# Finally! Bindi Pictures :)



## Tahnee GR (Aug 26, 2006)

I was finally able to get some pictures of Bindi this weekend! She is such a sweet, funny girl even if she is not quite the glamor girl her sister Romey is. I especially like her cheeky smile


----------



## hotel4dogs (Sep 29, 2008)

she's a pretty girl, and I do love her smile!


----------



## puddinhd58 (Jan 15, 2009)

She is so sweet! I LOVE that last picture..... It's like she knows a joke and she's not telling....


----------



## Sophie_Mom (Jan 21, 2009)

She's so pretty Linda!!! What a sweet face she has!!!!


----------



## Jo Ellen (Feb 25, 2007)

She's a head turner, for sure


----------



## magiclover (Apr 22, 2008)

Bindi is a very pretty girl. I love the pictures.


----------



## oakleysmommy (Feb 20, 2011)

She looks so loving!!


----------



## Molly's Mum (Apr 1, 2011)

She's a very pretty girl, reminds me of my golden when I was younger, she is a very similar colour.


----------



## CAROLINA MOM (May 12, 2009)

Bindi's beautiful, she looks like a real sweetheart.


----------



## Wendy427 (Apr 4, 2009)

She is so beautiful! LOVE her cheeky smile!


----------



## cubbysan (Mar 13, 2007)

Boy does time go by fast, I was expecting pictures of her still looking like a puppy.
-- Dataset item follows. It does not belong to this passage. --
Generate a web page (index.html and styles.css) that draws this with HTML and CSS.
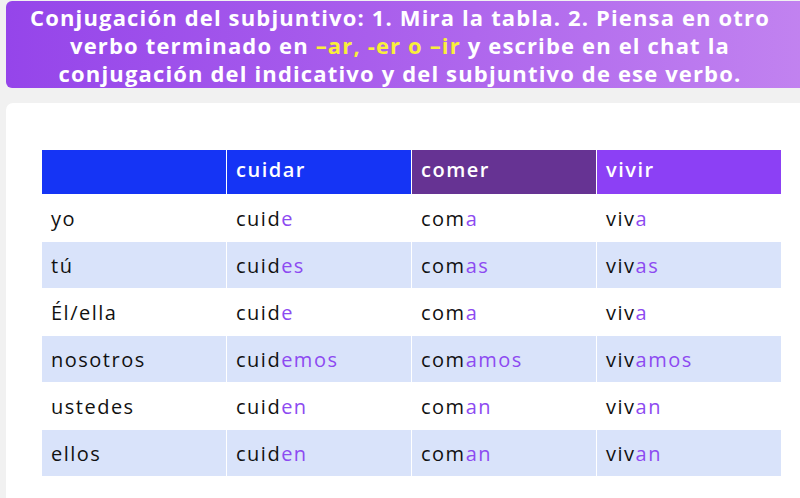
FILE: index.html
```html
<!DOCTYPE html>
<html lang="es">
<head>
<meta charset="utf-8">
<link rel="stylesheet" href="styles.css">
</head>
<body>
<div class="banner">
  <p class="title">Conjugación del subjuntivo: 1. Mira la tabla. 2. Piensa en otro<br>verbo terminado en <span class="hl">–ar, -er o –ir</span> y escribe en el chat la<br>conjugación del indicativo y del subjuntivo de ese verbo.</p>
</div>
<div class="card">
  <table class="conj">
    <thead>
      <tr>
        <th class="h-blank"></th>
        <th class="h-ar">cuidar</th>
        <th class="h-er">comer</th>
        <th class="h-ir">vivir</th>
      </tr>
    </thead>
    <tbody>
      <tr><td>yo</td><td>cuid<span class="end">e</span></td><td>com<span class="end">a</span></td><td>viv<span class="end">a</span></td></tr>
      <tr class="alt"><td>tú</td><td>cuid<span class="end">es</span></td><td>com<span class="end">as</span></td><td>viv<span class="end">as</span></td></tr>
      <tr><td>Él/ella</td><td>cuid<span class="end">e</span></td><td>com<span class="end">a</span></td><td>viv<span class="end">a</span></td></tr>
      <tr class="alt"><td>nosotros</td><td>cuid<span class="end">emos</span></td><td>com<span class="end">amos</span></td><td>viv<span class="end">amos</span></td></tr>
      <tr><td>ustedes</td><td>cuid<span class="end">en</span></td><td>com<span class="end">an</span></td><td>viv<span class="end">an</span></td></tr>
      <tr class="alt"><td>ellos</td><td>cuid<span class="end">en</span></td><td>com<span class="end">an</span></td><td>viv<span class="end">an</span></td></tr>
    </tbody>
  </table>
</div>
</body>
</html>
```
FILE: styles.css
```css
html, body {
  margin: 0;
  padding: 0;
}
body {
  background: #f1f1f1;
  overflow: hidden;
  height: 498px;
  font-family: "Open Sans", "Noto Sans", sans-serif;
}
.banner {
  margin: 1px -12px 0 6px;
  height: 87px;
  border-radius: 6px;
  background: linear-gradient(90deg, #9545ea 0%, #a95eec 45%, #c283f0 100%);
  display: flex;
  align-items: center;
  justify-content: center;
  padding-right: 18px;
}
.title {
  margin: 0;
  width: 780px;
  text-align: center;
  color: #fff;
  font-weight: 700;
  font-size: 22px;
  line-height: 28px;
  letter-spacing: 1.15px;
  white-space: nowrap;
}
.hl {
  color: #f9ef3b;
}
.card {
  margin: 15px -12px 0 6px;
  background: #fff;
  border-radius: 7px 7px 0 0;
  height: 348px;
  padding: 47px 0 0 36px;
}
.conj {
  border-collapse: separate;
  border-spacing: 0;
  width: 740px;
  table-layout: fixed;
  font-size: 20px;
  font-weight: 500;
  letter-spacing: 1.5px;
  color: #111;
}
.conj th, .conj td {
  text-align: left;
  padding: 0 0 0 9px;
  border-right: 1px solid #fff;
  border-bottom: 1px solid #fff;
  white-space: nowrap;
}
.conj th {
  height: 45px;
  color: #fff;
  font-weight: 600;
  vertical-align: top;
  padding-top: 6px;
  box-sizing: border-box;
}
.conj td {
  height: 46px;
  vertical-align: middle;
}
.h-blank, .h-ar { background: #1534f5; }
.h-er { background: #663393; }
.h-ir { background: #8c40f5; }
.alt td { background: #d9e3fa; }
.end { color: #8d4af1; }
```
She is pretty. She has "the look" that I love.


----------



## Ljilly28 (Jan 22, 2008)

What a beautiful girlie! I love her kind, happy face. Good job Romey too.


----------



## rik6230 (Jan 8, 2008)

She is a pretty girl. Beautiful pictures


----------



## Tahnee GR (Aug 26, 2006)

I'm actually embarassed, Rik, for you and Jill to see my pictures! Very old, very cheap camera with veeerrryy slow shutter speed


----------



## Oaklys Dad (Dec 28, 2005)

That is a great happy face she has.


----------



## Sophie_Mom (Jan 21, 2009)

Linda, does Bug resemble Bindi? Because I swear, I could see some Sawyer in there.....


----------



## RallySoob (May 26, 2011)

ah... sweet dog


----------



## kwhit (Apr 7, 2008)

I could look at her smiling face all day long. What a cutie pie she is. :


----------



## Tahnee GR (Aug 26, 2006)

Sophie_Mom said:


> Linda, does Bug resemble Bindi? Because I swear, I could see some Sawyer in there.....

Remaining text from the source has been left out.